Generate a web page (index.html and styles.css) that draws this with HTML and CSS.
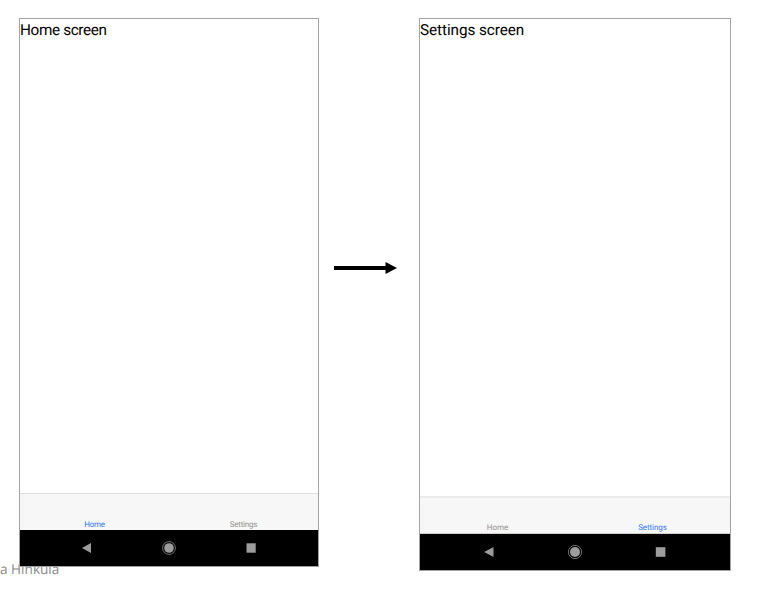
FILE: index.html
```html
<!DOCTYPE html>
<html lang="en">
<head>
<meta charset="utf-8">
<title>Tab navigation</title>
<link rel="stylesheet" href="styles.css">
</head>
<body>
<div class="caption">a Hinkula</div>
<main class="slide">
  <section class="phone phone-home">
    <div class="screen">Home screen</div>
    <nav class="tabs"><span class="tab active">Home</span><span class="tab">Settings</span></nav>
    <div class="system">
      <svg class="icon" viewBox="0 0 16 16"><path d="M3 8 12 3v10z"/></svg>
      <svg class="icon" viewBox="0 0 16 16"><circle cx="8" cy="8" r="4.8"/><circle class="ring" cx="8" cy="8" r="6.4"/></svg>
      <svg class="icon" viewBox="0 0 16 16"><path d="M3.5 3.3h9.2v9.4H3.5z"/></svg>
    </div>
  </section>
  <svg class="arrow" viewBox="0 0 63 12"><path d="M0 4h51.5V0L63 6 51.5 12V8H0z"/></svg>
  <section class="phone phone-settings">
    <div class="screen">Settings screen</div>
    <nav class="tabs"><span class="tab">Home</span><span class="tab active">Settings</span></nav>
    <div class="system">
      <svg class="icon" viewBox="0 0 16 16"><path d="M3.2 8 12.5 3v10z"/></svg>
      <svg class="icon" viewBox="0 0 16 16"><circle cx="8" cy="8" r="5"/><circle class="ring" cx="8" cy="8" r="6.6"/></svg>
      <svg class="icon" viewBox="0 0 16 16"><path d="M2.8 3.2h9.6v9.6H2.8z"/></svg>
    </div>
  </section>
</main>
</body>
</html>
```
FILE: styles.css
```css
* { box-sizing: border-box; }
body {
  margin: 0;
  height: 593px;
  overflow: hidden;
  background: #fff;
  font-family: Roboto, sans-serif;
  text-rendering: geometricPrecision;
}
.slide {
  position: relative;
  display: flex;
  align-items: flex-start;
  padding: 18px 0 0 19px;
}
.phone {
  display: flex;
  flex-direction: column;
  flex: none;
  border: 1px solid #a3a3a3;
  background: #fff;
}
.phone-home { width: 300px; height: 549px; }
.phone-settings { width: 312px; height: 553px; }
.screen {
  flex: 1;
  padding-top: 2px;
  font-size: 15.3px;
  line-height: 18px;
  letter-spacing: -.36px;
  color: #000;
}
.phone-settings .screen { letter-spacing: -.07px; }
.tabs {
  display: flex;
  align-items: flex-end;
  height: 37px;
  border-top: 1px solid #dedede;
  background: #f7f7f7;
}
.phone-settings .tabs {
  height: 38px;
  border-top: 2px solid #ebebeb;
  border-bottom: 1px solid #cfcfcf;
}
.tab {
  flex: 1;
  text-align: center;
  font-size: 8px;
  line-height: 11px;
  letter-spacing: -.22px;
  color: #929292;
}
.phone-settings .tab { line-height: 10px; letter-spacing: -.06px; }
.tab.active { color: #3478f6; }
.system {
  display: flex;
  justify-content: center;
  align-items: center;
  gap: 66px;
  height: 36px;
  background: #000;
}
.phone-settings .system { gap: 70px; }
.icon { width: 16px; height: 16px; fill: #9c9c9c; }
.ring { fill: none; stroke: #8c8c8c; stroke-width: .8; }
.arrow { flex: none; width: 63px; height: 12px; margin: 244px 22px 0 15px; }
.caption {
  position: absolute;
  left: 0;
  top: 559px;
  font: 13.6px/20px "Open Sans", sans-serif;
  color: #8b8b8b;
}
```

> [Your task]:
In the material above, find the lines that contain "index" and show them.

> [Answer for the task]:
Generate a web page (index.html and styles.css) that draws this with HTML and CSS.
FILE: index.html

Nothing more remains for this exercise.